| Collected data |
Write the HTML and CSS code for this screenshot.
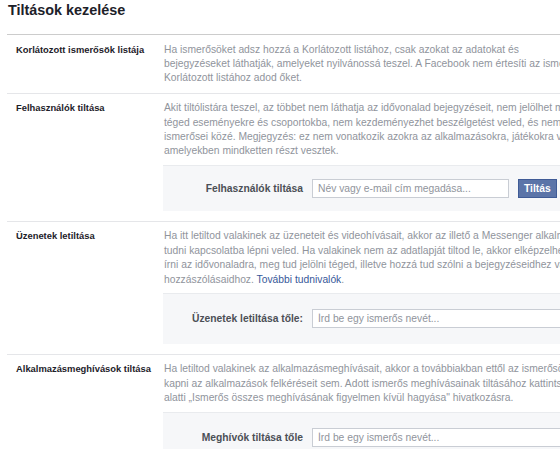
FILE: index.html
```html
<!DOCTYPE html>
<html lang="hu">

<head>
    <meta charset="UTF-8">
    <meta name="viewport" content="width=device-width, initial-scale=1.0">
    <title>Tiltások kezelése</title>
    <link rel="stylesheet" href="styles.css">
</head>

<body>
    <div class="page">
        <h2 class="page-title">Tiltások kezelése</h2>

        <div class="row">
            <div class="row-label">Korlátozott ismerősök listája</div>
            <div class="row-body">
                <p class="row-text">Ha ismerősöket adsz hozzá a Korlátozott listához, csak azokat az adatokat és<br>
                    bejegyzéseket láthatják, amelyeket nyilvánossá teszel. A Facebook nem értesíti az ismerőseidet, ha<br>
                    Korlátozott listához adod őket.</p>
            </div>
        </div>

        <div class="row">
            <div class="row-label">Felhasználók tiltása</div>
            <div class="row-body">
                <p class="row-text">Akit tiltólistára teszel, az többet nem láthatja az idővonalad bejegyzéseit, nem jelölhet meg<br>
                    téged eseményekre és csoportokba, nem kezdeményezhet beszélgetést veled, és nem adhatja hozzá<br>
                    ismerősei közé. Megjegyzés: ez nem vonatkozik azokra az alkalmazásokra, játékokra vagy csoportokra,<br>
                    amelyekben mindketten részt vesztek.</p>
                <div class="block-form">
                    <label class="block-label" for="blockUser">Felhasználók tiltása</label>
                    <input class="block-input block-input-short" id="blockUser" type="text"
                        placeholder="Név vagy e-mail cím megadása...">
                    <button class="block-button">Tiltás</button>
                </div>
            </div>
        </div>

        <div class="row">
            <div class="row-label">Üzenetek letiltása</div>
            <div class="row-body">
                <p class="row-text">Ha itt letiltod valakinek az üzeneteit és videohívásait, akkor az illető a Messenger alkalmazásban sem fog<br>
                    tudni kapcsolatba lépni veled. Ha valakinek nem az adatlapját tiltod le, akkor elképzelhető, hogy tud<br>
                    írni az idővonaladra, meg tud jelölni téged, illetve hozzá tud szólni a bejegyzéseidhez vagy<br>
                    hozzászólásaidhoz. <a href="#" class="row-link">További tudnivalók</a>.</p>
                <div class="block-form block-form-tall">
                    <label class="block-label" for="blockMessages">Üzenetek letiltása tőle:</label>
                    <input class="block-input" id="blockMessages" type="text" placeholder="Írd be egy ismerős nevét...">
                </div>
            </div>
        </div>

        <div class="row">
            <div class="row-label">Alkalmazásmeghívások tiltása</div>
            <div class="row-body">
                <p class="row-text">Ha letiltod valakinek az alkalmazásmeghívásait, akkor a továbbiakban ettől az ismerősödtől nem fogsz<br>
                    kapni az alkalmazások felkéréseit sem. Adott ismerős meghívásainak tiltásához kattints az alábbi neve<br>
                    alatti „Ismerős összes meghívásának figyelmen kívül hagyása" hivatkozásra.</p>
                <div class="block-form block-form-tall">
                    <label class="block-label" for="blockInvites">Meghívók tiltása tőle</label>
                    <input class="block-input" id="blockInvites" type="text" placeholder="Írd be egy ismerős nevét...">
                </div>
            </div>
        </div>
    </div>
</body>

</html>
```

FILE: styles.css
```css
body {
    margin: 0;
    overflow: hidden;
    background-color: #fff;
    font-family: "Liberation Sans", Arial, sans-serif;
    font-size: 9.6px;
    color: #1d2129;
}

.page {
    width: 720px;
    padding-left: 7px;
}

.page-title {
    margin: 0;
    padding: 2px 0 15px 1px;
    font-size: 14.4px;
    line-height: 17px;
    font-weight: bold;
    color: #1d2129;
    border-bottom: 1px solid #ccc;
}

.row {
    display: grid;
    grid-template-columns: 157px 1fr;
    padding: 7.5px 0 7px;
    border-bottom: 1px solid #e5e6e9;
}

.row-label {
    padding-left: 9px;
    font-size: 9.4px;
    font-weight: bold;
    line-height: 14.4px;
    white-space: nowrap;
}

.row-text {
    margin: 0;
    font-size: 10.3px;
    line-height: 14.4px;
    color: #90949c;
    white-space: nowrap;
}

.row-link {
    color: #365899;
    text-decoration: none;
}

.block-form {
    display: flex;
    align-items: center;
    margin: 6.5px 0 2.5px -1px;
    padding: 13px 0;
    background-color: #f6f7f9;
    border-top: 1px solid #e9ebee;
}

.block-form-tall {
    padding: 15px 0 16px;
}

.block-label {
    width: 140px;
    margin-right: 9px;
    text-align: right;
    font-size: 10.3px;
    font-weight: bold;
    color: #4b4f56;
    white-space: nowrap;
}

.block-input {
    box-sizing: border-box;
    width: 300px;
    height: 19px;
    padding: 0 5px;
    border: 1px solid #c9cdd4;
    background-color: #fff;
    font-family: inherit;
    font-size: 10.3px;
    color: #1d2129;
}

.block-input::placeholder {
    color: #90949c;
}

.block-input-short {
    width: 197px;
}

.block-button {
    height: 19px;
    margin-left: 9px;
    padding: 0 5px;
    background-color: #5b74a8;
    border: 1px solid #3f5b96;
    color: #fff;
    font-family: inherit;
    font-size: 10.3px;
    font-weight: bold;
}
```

| What you will do |
Transcribe all the data word for word; the images stay out.

| Correct output |
Write the HTML and CSS code for this screenshot.
FILE: index.html
```html
<!DOCTYPE html>
<html lang="hu">

<head>
    <meta charset="UTF-8">
    <meta name="viewport" content="width=device-width, initial-scale=1.0">
    <title>Tiltások kezelése</title>
    <link rel="stylesheet" href="styles.css">
</head>

<body>
    <div class="page">
        <h2 class="page-title">Tiltások kezelése</h2>

        <div class="row">
            <div class="row-label">Korlátozott ismerősök listája</div>
            <div class="row-body">
                <p class="row-text">Ha ismerősöket adsz hozzá a Korlátozott listához, csak azokat az adatokat és<br>
                    bejegyzéseket láthatják, amelyeket nyilvánossá teszel. A Facebook nem értesíti az ismerőseidet, ha<br>
                    Korlátozott listához adod őket.</p>
            </div>
        </div>

        <div class="row">
            <div class="row-label">Felhasználók tiltása</div>
            <div class="row-body">
                <p class="row-text">Akit tiltólistára teszel, az többet nem láthatja az idővonalad bejegyzéseit, nem jelölhet meg<br>
                    téged eseményekre és csoportokba, nem kezdeményezhet beszélgetést veled, és nem adhatja hozzá<br>
                    ismerősei közé. Megjegyzés: ez nem vonatkozik azokra az alkalmazásokra, játékokra vagy csoportokra,<br>
                    amelyekben mindketten részt vesztek.</p>
                <div class="block-form">
                    <label class="block-label" for="blockUser">Felhasználók tiltása</label>
                    <input class="block-input block-input-short" id="blockUser" type="text"
                        placeholder="Név vagy e-mail cím megadása...">
                    <button class="block-button">Tiltás</button>
                </div>
            </div>
        </div>

        <div class="row">
            <div class="row-label">Üzenetek letiltása</div>
            <div class="row-body">
                <p class="row-text">Ha itt letiltod valakinek az üzeneteit és videohívásait, akkor az illető a Messenger alkalmazásban sem fog<br>
                    tudni kapcsolatba lépni veled. Ha valakinek nem az adatlapját tiltod le, akkor elképzelhető, hogy tud<br>
                    írni az idővonaladra, meg tud jelölni téged, illetve hozzá tud szólni a bejegyzéseidhez vagy<br>
                    hozzászólásaidhoz. <a href="#" class="row-link">További tudnivalók</a>.</p>
                <div class="block-form block-form-tall">
                    <label class="block-label" for="blockMessages">Üzenetek letiltása tőle:</label>
                    <input class="block-input" id="blockMessages" type="text" placeholder="Írd be egy ismerős nevét...">
                </div>
            </div>
        </div>

        <div class="row">
            <div class="row-label">Alkalmazásmeghívások tiltása</div>
            <div class="row-body">
                <p class="row-text">Ha letiltod valakinek az alkalmazásmeghívásait, akkor a továbbiakban ettől az ismerősödtől nem fogsz<br>
                    kapni az alkalmazások felkéréseit sem. Adott ismerős meghívásainak tiltásához kattints az alábbi neve<br>
                    alatti „Ismerős összes meghívásának figyelmen kívül hagyása" hivatkozásra.</p>
                <div class="block-form block-form-tall">
                    <label class="block-label" for="blockInvites">Meghívók tiltása tőle</label>
                    <input class="block-input" id="blockInvites" type="text" placeholder="Írd be egy ismerős nevét...">
                </div>
            </div>
        </div>
    </div>
</body>

</html>
```

FILE: styles.css
```css
body {
    margin: 0;
    overflow: hidden;
    background-color: #fff;
    font-family: "Liberation Sans", Arial, sans-serif;
    font-size: 9.6px;
    color: #1d2129;
}

.page {
    width: 720px;
    padding-left: 7px;
}

.page-title {
    margin: 0;
    padding: 2px 0 15px 1px;
    font-size: 14.4px;
    line-height: 17px;
    font-weight: bold;
    color: #1d2129;
    border-bottom: 1px solid #ccc;
}

.row {
    display: grid;
    grid-template-columns: 157px 1fr;
    padding: 7.5px 0 7px;
    border-bottom: 1px solid #e5e6e9;
}

.row-label {
    padding-left: 9px;
    font-size: 9.4px;
    font-weight: bold;
    line-height: 14.4px;
    white-space: nowrap;
}

.row-text {
    margin: 0;
    font-size: 10.3px;
    line-height: 14.4px;
    color: #90949c;
    white-space: nowrap;
}

.row-link {
    color: #365899;
    text-decoration: none;
}

.block-form {
    display: flex;
    align-items: center;
    margin: 6.5px 0 2.5px -1px;
    padding: 13px 0;
    background-color: #f6f7f9;
    border-top: 1px solid #e9ebee;
}

.block-form-tall {
    padding: 15px 0 16px;
}

.block-label {
    width: 140px;
    margin-right: 9px;
    text-align: right;
    font-size: 10.3px;
    font-weight: bold;
    color: #4b4f56;
    white-space: nowrap;
}

.block-input {
    box-sizing: border-box;
    width: 300px;
    height: 19px;
    padding: 0 5px;
    border: 1px solid #c9cdd4;
    background-color: #fff;
    font-family: inherit;
    font-size: 10.3px;
    color: #1d2129;
}

.block-input::placeholder {
    color: #90949c;
}

.block-input-short {
    width: 197px;
}

.block-button {
    height: 19px;
    margin-left: 9px;
    padding: 0 5px;
    background-color: #5b74a8;
    border: 1px solid #3f5b96;
    color: #fff;
    font-family: inherit;
    font-size: 10.3px;
    font-weight: bold;
}
```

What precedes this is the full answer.